Lincence to Kill dari Duterte
MANILA — Presiden Rodrigo Duterte memerintahkan Letkol Jovie Espenido, petinggi kepolisian Filipina paling kontroversial, berangkat ke Bacolod — kota era penjajahan Spanyol berpenduduk 560 ribu — untuk memerangi bandar narkoba. Espenido mengantongi lisensi membunuh, aktivis hak asasi manusia (HAM) memprotes.
“Bacolod dikuasai gembong narkoba, dan saya mengirim Espenido ke sana,” kata Duterte dalam pertemuan dengan sejumlah pengusaha papan atas Filipina. “Saya katakan kepada Espenido; pergi sana dan kamu bebas membunuh siapa pun.”
Brigjen Bernard Banac, juru bicara kepolisian Filipina, mengatakan penunjukan Espenido adalah pemenuhan janji kampanye Duterte untuk memberantas perdagangan narkoba di sekujur Filipina. Namun, menurut Banac, pernyataan Duterte bahwa Espenido boleh membunuh siapa saja adalah hiperbola.
Tahun 2017, Espenido adalah kepala polisi Ozamiz City — kota di Mindanao. Ia memerangi perdagangan narkoba, dengan korbannya adalah Walikota Reynaldo Parajinog dan istri, serta 13 lainnya, dalam serangan fajar.

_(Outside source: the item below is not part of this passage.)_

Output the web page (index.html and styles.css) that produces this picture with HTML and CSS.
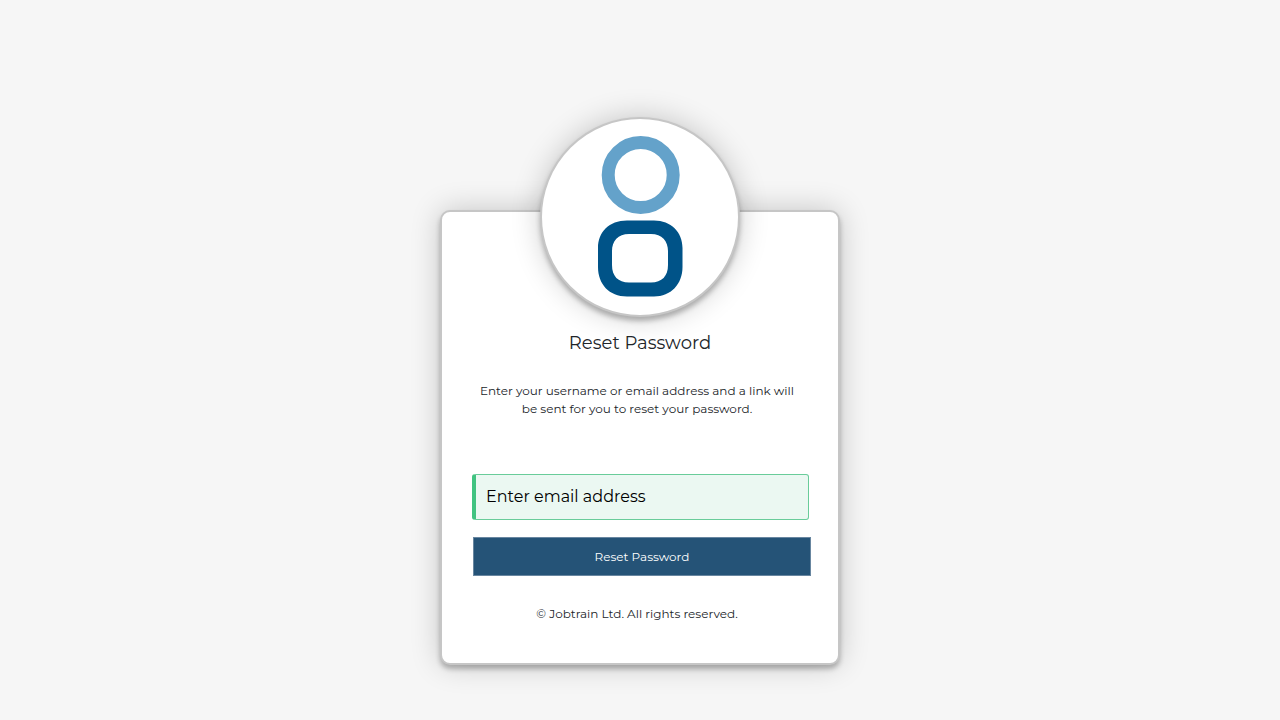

Keluarga Parajinog menuduh Espenido melakukan serangan terencana, dengan target membunuh walikota.
Kepolisian Filipina membela Espenido, dengan mengatakan operasi antinarkoba itu sah dan Parajinog — bersaam personel keamanan — menentang penangkapan bandar narkoba.
Sebelumnya, tahun 2016, Espenido dituduh bertanggung jawab atas tewasnya Rolando Espinosa Sr — walikota Albuera di Pulau Leyte — di sel tahanan.
Espinosa Sr menyerahkan diri ke kepolisian Albuera, setelah Duterte mengancam akan mengejar dan menghabisinya jika menolak perintah menyerah. Bersama Parajinog, Espinosa adalah dua dari 158 pejabat lokal Filipina yang terlibat dalam perdagangan narkoba.
Duterte berupaya membersihkan negaranya dari perdagangan narkoba, dengan menangkap sejumlah hakim, petinggi kepolisian, dan pejabat lokal. Sejak Juli 2016 sampai Agustus 2019, 12 walikota dan delapan wakil walikota terbunuh dalam perang narkoba yang dikobarkan Duterte.
Jumat 19 Oktober 2019, Komisi HAM Filipina Karen Gomez Dumpit, mengutuk pernyataan Duterte. Menurutnya, pernyataan itu membuat Presiden Duterte terus melakukan pelanggaran HAM.
“Kalimat ‘silahkan bunuh siapa saja,’ bukan bahasa yang pantas untuk kami dengar dari seorang presiden,” kata Dumpit seperti dikutip Aljazeera. “Saya berharap warga Bacolod marah atas penunjukan Espenido sebagai komandan perang narkoba.”